Blend well, chill, and enjoy!




White Gazpacho, by Joy Manning

1/2 medium head cauliflower, cut into 1-inch florets
2 slices of crustless white bread
1/4 cup pine nuts (1 1/2 ounces)
2 garlic cloves, coarsely chopped
2 tablespoons sherry vinegar
1 large shallot, coarsely chopped
1 1/4 cups blanched slivered almonds
1/2 medium seedless cucumber, peeled and coarsely chopped, plus 1/4 cup finely diced cucumber
1/3 cup extra-virgin olive oil
Kosher salt


DIRECTIONS
In a large saucepan of boiling salted water, cook the cauliflower until tender, about 8 minutes. Drain, rinse under cold water until cool and drain well.
In a blender, combine 1 1/2 cups of cold water with the cooked cauliflower, bread, pine nuts, chopped garlic, sherry vinegar, chopped shallot, 1 cup of the slivered almonds and the coarsely chopped cucumber; blend until smooth.

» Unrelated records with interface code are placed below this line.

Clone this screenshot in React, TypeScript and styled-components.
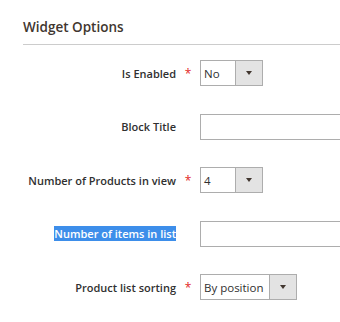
import React from "react";
import styled, { createGlobalStyle } from "styled-components";

const GlobalStyle = createGlobalStyle`
  body {
    margin: 0;
    background: #fff;
    font-family: "Open Sans", "Noto Sans", sans-serif;
    color: #303030;
    overflow: hidden;
  }
`;

const Page = styled.div`
  width: 340px;
  height: 322px;
  overflow: hidden;
`;

const Heading = styled.h2`
  margin: 0 0 0 23px;
  padding-top: 17px;
  height: 27px;
  border-bottom: 1px solid #cccccc;
  font-size: 13.5px;
  line-height: 20px;
  font-weight: 600;
  color: #41362f;
`;

const Form = styled.div`
  display: grid;
  grid-template-columns: 176px 24px 1fr;
  row-gap: 27.5px;
  padding-top: 15px;
`;

const Label = styled.label`
  display: flex;
  align-items: center;
  justify-content: flex-end;
  height: 26px;
  font-size: 11px;
  font-weight: 600;
  color: #303030;
  white-space: nowrap;
`;

const Selected = styled.span`
  background: #3d8eea;
  color: #ffffff;
`;

const Required = styled.span<{ $on: boolean }>`
  display: flex;
  align-items: center;
  justify-content: center;
  height: 26px;
  color: #e22626;
  font-size: 12px;
  visibility: ${(p) => (p.$on ? "visible" : "hidden")};
`;

const TextInput = styled.div`
  width: 160px;
  height: 26px;
  box-sizing: border-box;
  border: 1px solid #adadad;
  background: #fff;
`;

const Select = styled.div<{ $width: number }>`
  display: flex;
  width: ${(p) => p.$width}px;
  height: 26px;
  box-sizing: border-box;
  border: 1px solid #adadad;
  background: #fff;
`;

const SelectValue = styled.span`
  flex: 1;
  display: flex;
  align-items: center;
  padding-left: 3px;
  font-size: 11.5px;
  color: #303030;
  white-space: nowrap;
`;

const Arrow = styled.span`
  width: 26px;
  display: flex;
  align-items: center;
  justify-content: center;
  background: #e3e3e3;
  border-left: 1px solid #adadad;

  &::after {
    content: "";
    border-left: 3px solid transparent;
    border-right: 3px solid transparent;
    border-top: 4px solid #41362f;
  }
`;

type Field = {
  label: string;
  required: boolean;
  select?: { value: string; width: number };
  selected?: boolean;
};

const fields: Field[] = [
  { label: "Is Enabled", required: true, select: { value: "No", width: 63 } },
  { label: "Block Title", required: false },
  { label: "Number of Products in view", required: true, select: { value: "4", width: 63 } },
  { label: "Number of items in list", required: false, selected: true },
  { label: "Product list sorting", required: true, select: { value: "By position", width: 97 } },
];

export default function App() {
  return (
    <Page>
      <GlobalStyle />
      <Heading>Widget Options</Heading>
      <Form>
        {fields.map((f) => (
          <React.Fragment key={f.label}>
            <Label>{f.selected ? <Selected>{f.label}</Selected> : f.label}</Label>
            <Required $on={f.required}>*</Required>
            {f.select ? (
              <Select $width={f.select.width}>
                <SelectValue>{f.select.value}</SelectValue>
                <Arrow />
              </Select>
            ) : (
              <TextInput />
            )}
          </React.Fragment>
        ))}
      </Form>
    </Page>
  );
}
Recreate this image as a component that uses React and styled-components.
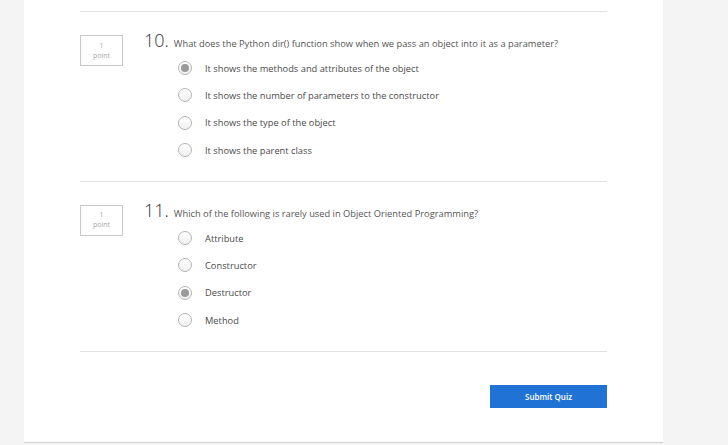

Add the olive oil and pulse just until incorporated. If necessary, add more water to thin the gazpacho. Season the soup with salt and refrigerate until chilled, about 1 hour.
Preheat the oven to 350°. Spread the remaining 1/4 cup of slivered almonds in a pie plate and toast for about 6 minutes, until fragrant and lightly golden. Ladle the gazpacho into bowls. Garnish the soup with the toasted almonds and the finely diced cucumber and serve.

NOTES
One Serving 320 cal, 28 gm fat, 3.6 gm sat fat, 12 gm carb, 4.2 gm fiber.




Yellow Tomato Gazpacho, by Suzanne Goin

2 1/2 pounds ripe yellow tomatoes
3 Persian cucumbers or 1 hothouse cucumber
1/2 jalapeño, seeded and cut in half
4 cilantro sprigs, plus 12 cilantro leaves
2 garlic cloves, coarsely chopped
2 tablespoons red wine vinegar
1/3 cup extra-virgin olive oil
Kosher salt and freshly ground black pepper
3 tablespoons diced red or orange sweet pepper
3 tablespoons diced red onion
18 small cherry tomatoes, cut in half
Super-good extra-virgin olive oil, for drizzling


DIRECTIONS
Blanch the yellow tomatoes in boiling water for 30 seconds. Cool the tomatoes in a bowl of ice water for a few minutes. Use your fingers to slip off their skins. Remove the cores and coarsely chop the tomatoes, saving all of the juice. Reserve the ice water.
Seed and dice 3 tablespoons of unpeeled cucumber, as prettily as you can manage, for the garnish. Peel and coarsely chop the remaining cucumbers.
Place half of the yellow tomatoes, the coarsely chopped cucumber, jalapeño, cilantro sprigs, garlic, vinegar and olive oil in a blender with 1 to 1 1/2 teaspoons of salt and some pepper. Process at the lowest speed until broken down. Turn the speed up to high and puree until the soup is completely smooth. If the soup is too thick, add a little of the reserved ice water. Strain the soup through a fine-mesh sieve, pressing out as much liquid as possible. Taste for seasoning. Repeat with the rest of the soup ingredients. Chill the soup in the refrigerator until it’s very cold.
Toss the diced sweet pepper, onion and cucumber together in a small bowl. Pour the gazpacho into 6 chilled soup bowls and scatter the pepper mixture over the soup. Season the cherry tomatoes with salt and pepper and place 6 cherry tomato halves and 2 cilantro leaves at the center of each bowl. Finish each soup with a drizzle of super-good olive oil. To serve family-style, place the soup in a chilled tureen or pretty pitcher and garnish with the cherry tomato halves and cilantro; pass the diced vegetables on the side.